[Web page code records]
※ ※ ※
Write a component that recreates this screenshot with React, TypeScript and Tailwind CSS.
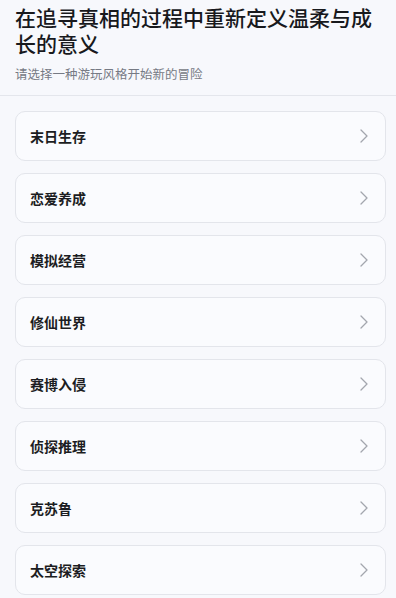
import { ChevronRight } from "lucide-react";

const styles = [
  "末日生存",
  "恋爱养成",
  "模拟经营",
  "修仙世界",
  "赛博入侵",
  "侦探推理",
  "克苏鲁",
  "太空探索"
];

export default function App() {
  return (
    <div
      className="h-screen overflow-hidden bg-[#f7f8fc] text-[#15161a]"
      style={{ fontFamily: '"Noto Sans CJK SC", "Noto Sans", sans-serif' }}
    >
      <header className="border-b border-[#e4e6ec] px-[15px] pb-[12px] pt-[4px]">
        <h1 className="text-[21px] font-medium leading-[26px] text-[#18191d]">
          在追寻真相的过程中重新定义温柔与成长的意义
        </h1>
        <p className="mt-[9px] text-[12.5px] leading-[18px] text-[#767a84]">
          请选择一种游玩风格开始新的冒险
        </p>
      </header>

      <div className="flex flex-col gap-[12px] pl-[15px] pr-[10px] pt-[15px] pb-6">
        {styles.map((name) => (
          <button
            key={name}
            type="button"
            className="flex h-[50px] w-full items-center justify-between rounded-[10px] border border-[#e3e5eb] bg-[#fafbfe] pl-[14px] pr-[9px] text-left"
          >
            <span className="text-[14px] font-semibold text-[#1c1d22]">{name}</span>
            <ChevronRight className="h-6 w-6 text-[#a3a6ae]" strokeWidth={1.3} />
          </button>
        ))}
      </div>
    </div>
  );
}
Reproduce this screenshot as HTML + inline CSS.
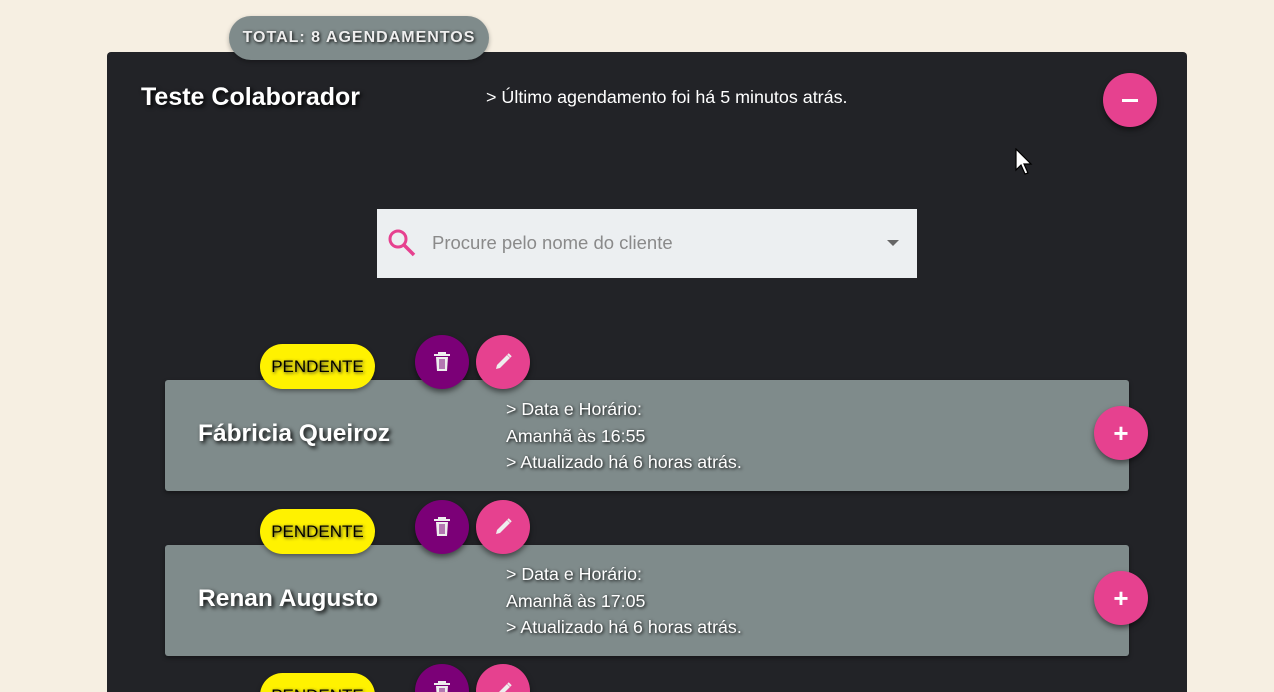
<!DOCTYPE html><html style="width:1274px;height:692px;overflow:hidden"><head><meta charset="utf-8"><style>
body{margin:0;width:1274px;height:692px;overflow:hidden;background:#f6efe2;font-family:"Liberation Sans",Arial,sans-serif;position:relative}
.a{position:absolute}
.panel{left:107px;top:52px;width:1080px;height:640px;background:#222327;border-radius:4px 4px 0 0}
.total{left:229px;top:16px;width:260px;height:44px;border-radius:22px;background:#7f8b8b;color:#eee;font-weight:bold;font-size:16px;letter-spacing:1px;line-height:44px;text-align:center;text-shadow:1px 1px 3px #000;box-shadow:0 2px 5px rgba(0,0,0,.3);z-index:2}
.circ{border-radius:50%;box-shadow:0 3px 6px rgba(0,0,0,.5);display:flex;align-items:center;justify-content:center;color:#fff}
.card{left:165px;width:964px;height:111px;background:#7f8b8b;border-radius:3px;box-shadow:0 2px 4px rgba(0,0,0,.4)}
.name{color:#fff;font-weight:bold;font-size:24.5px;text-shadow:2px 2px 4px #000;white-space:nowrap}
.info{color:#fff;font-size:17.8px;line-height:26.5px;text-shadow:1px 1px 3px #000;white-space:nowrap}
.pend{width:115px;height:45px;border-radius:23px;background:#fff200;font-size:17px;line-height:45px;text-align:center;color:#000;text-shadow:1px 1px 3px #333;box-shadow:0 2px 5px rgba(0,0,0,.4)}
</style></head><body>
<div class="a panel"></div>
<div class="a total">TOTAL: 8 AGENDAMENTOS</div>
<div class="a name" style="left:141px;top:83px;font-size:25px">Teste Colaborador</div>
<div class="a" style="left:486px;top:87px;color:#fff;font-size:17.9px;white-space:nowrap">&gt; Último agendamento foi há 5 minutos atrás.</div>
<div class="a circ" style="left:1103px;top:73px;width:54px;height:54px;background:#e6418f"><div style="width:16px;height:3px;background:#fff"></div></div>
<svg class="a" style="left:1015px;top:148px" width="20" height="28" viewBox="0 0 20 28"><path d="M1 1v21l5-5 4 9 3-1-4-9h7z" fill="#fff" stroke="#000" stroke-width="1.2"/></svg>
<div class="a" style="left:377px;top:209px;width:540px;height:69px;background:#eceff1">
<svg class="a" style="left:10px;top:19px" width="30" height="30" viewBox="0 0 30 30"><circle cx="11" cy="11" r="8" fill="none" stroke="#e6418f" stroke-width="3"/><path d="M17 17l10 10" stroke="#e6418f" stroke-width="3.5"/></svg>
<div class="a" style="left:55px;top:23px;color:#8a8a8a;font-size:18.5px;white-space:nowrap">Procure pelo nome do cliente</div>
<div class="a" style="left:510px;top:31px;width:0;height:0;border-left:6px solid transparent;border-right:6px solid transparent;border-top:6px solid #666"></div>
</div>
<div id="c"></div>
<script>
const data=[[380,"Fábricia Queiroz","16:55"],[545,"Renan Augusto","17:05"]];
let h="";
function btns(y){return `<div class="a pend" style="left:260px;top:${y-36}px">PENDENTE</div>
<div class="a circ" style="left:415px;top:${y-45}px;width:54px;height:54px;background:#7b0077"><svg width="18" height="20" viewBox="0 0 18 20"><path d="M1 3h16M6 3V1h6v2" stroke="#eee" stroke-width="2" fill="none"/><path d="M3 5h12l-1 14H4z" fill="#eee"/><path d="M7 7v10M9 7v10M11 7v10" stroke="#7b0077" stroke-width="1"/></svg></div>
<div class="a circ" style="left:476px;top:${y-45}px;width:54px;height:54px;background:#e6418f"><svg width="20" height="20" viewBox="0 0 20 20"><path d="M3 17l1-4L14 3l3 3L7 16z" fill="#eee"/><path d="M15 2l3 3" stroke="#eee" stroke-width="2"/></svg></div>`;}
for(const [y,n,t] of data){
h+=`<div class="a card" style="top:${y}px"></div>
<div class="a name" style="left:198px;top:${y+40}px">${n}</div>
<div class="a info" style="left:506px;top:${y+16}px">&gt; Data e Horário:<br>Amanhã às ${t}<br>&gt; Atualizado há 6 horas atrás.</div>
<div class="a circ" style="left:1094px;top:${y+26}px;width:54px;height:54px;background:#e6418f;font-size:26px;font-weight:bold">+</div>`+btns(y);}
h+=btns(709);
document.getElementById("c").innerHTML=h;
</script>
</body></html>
※ ※ ※
■ **YOUR TASK**
Pictures in the data above should not be copied; transcribe everything else exactly.

■ **OUTPUT FOR THIS TASK**
Write a component that recreates this screenshot with React, TypeScript and Tailwind CSS.
import { ChevronRight } from "lucide-react";

const styles = [
  "末日生存",
  "恋爱养成",
  "模拟经营",
  "修仙世界",
  "赛博入侵",
  "侦探推理",
  "克苏鲁",
  "太空探索"
];

export default function App() {
  return (
    <div
      className="h-screen overflow-hidden bg-[#f7f8fc] text-[#15161a]"
      style={{ fontFamily: '"Noto Sans CJK SC", "Noto Sans", sans-serif' }}
    >
      <header className="border-b border-[#e4e6ec] px-[15px] pb-[12px] pt-[4px]">
        <h1 className="text-[21px] font-medium leading-[26px] text-[#18191d]">
          在追寻真相的过程中重新定义温柔与成长的意义
        </h1>
        <p className="mt-[9px] text-[12.5px] leading-[18px] text-[#767a84]">
          请选择一种游玩风格开始新的冒险
        </p>
      </header>

      <div className="flex flex-col gap-[12px] pl-[15px] pr-[10px] pt-[15px] pb-6">
        {styles.map((name) => (
          <button
            key={name}
            type="button"
            className="flex h-[50px] w-full items-center justify-between rounded-[10px] border border-[#e3e5eb] bg-[#fafbfe] pl-[14px] pr-[9px] text-left"
          >
            <span className="text-[14px] font-semibold text-[#1c1d22]">{name}</span>
            <ChevronRight className="h-6 w-6 text-[#a3a6ae]" strokeWidth={1.3} />
          </button>
        ))}
      </div>
    </div>
  );
}
Reproduce this screenshot as HTML + inline CSS.
<!DOCTYPE html><html style="width:1274px;height:692px;overflow:hidden"><head><meta charset="utf-8"><style>
body{margin:0;width:1274px;height:692px;overflow:hidden;background:#f6efe2;font-family:"Liberation Sans",Arial,sans-serif;position:relative}
.a{position:absolute}
.panel{left:107px;top:52px;width:1080px;height:640px;background:#222327;border-radius:4px 4px 0 0}
.total{left:229px;top:16px;width:260px;height:44px;border-radius:22px;background:#7f8b8b;color:#eee;font-weight:bold;font-size:16px;letter-spacing:1px;line-height:44px;text-align:center;text-shadow:1px 1px 3px #000;box-shadow:0 2px 5px rgba(0,0,0,.3);z-index:2}
.circ{border-radius:50%;box-shadow:0 3px 6px rgba(0,0,0,.5);display:flex;align-items:center;justify-content:center;color:#fff}
.card{left:165px;width:964px;height:111px;background:#7f8b8b;border-radius:3px;box-shadow:0 2px 4px rgba(0,0,0,.4)}
.name{color:#fff;font-weight:bold;font-size:24.5px;text-shadow:2px 2px 4px #000;white-space:nowrap}
.info{color:#fff;font-size:17.8px;line-height:26.5px;text-shadow:1px 1px 3px #000;white-space:nowrap}
.pend{width:115px;height:45px;border-radius:23px;background:#fff200;font-size:17px;line-height:45px;text-align:center;color:#000;text-shadow:1px 1px 3px #333;box-shadow:0 2px 5px rgba(0,0,0,.4)}
</style></head><body>
<div class="a panel"></div>
<div class="a total">TOTAL: 8 AGENDAMENTOS</div>
<div class="a name" style="left:141px;top:83px;font-size:25px">Teste Colaborador</div>
<div class="a" style="left:486px;top:87px;color:#fff;font-size:17.9px;white-space:nowrap">&gt; Último agendamento foi há 5 minutos atrás.</div>
<div class="a circ" style="left:1103px;top:73px;width:54px;height:54px;background:#e6418f"><div style="width:16px;height:3px;background:#fff"></div></div>
<svg class="a" style="left:1015px;top:148px" width="20" height="28" viewBox="0 0 20 28"><path d="M1 1v21l5-5 4 9 3-1-4-9h7z" fill="#fff" stroke="#000" stroke-width="1.2"/></svg>
<div class="a" style="left:377px;top:209px;width:540px;height:69px;background:#eceff1">
<svg class="a" style="left:10px;top:19px" width="30" height="30" viewBox="0 0 30 30"><circle cx="11" cy="11" r="8" fill="none" stroke="#e6418f" stroke-width="3"/><path d="M17 17l10 10" stroke="#e6418f" stroke-width="3.5"/></svg>
<div class="a" style="left:55px;top:23px;color:#8a8a8a;font-size:18.5px;white-space:nowrap">Procure pelo nome do cliente</div>
<div class="a" style="left:510px;top:31px;width:0;height:0;border-left:6px solid transparent;border-right:6px solid transparent;border-top:6px solid #666"></div>
</div>
<div id="c"></div>
<script>
const data=[[380,"Fábricia Queiroz","16:55"],[545,"Renan Augusto","17:05"]];
let h="";
function btns(y){return `<div class="a pend" style="left:260px;top:${y-36}px">PENDENTE</div>
<div class="a circ" style="left:415px;top:${y-45}px;width:54px;height:54px;background:#7b0077"><svg width="18" height="20" viewBox="0 0 18 20"><path d="M1 3h16M6 3V1h6v2" stroke="#eee" stroke-width="2" fill="none"/><path d="M3 5h12l-1 14H4z" fill="#eee"/><path d="M7 7v10M9 7v10M11 7v10" stroke="#7b0077" stroke-width="1"/></svg></div>
<div class="a circ" style="left:476px;top:${y-45}px;width:54px;height:54px;background:#e6418f"><svg width="20" height="20" viewBox="0 0 20 20"><path d="M3 17l1-4L14 3l3 3L7 16z" fill="#eee"/><path d="M15 2l3 3" stroke="#eee" stroke-width="2"/></svg></div>`;}
for(const [y,n,t] of data){
h+=`<div class="a card" style="top:${y}px"></div>
<div class="a name" style="left:198px;top:${y+40}px">${n}</div>
<div class="a info" style="left:506px;top:${y+16}px">&gt; Data e Horário:<br>Amanhã às ${t}<br>&gt; Atualizado há 6 horas atrás.</div>
<div class="a circ" style="left:1094px;top:${y+26}px;width:54px;height:54px;background:#e6418f;font-size:26px;font-weight:bold">+</div>`+btns(y);}
h+=btns(709);
document.getElementById("c").innerHTML=h;
</script>
</body></html>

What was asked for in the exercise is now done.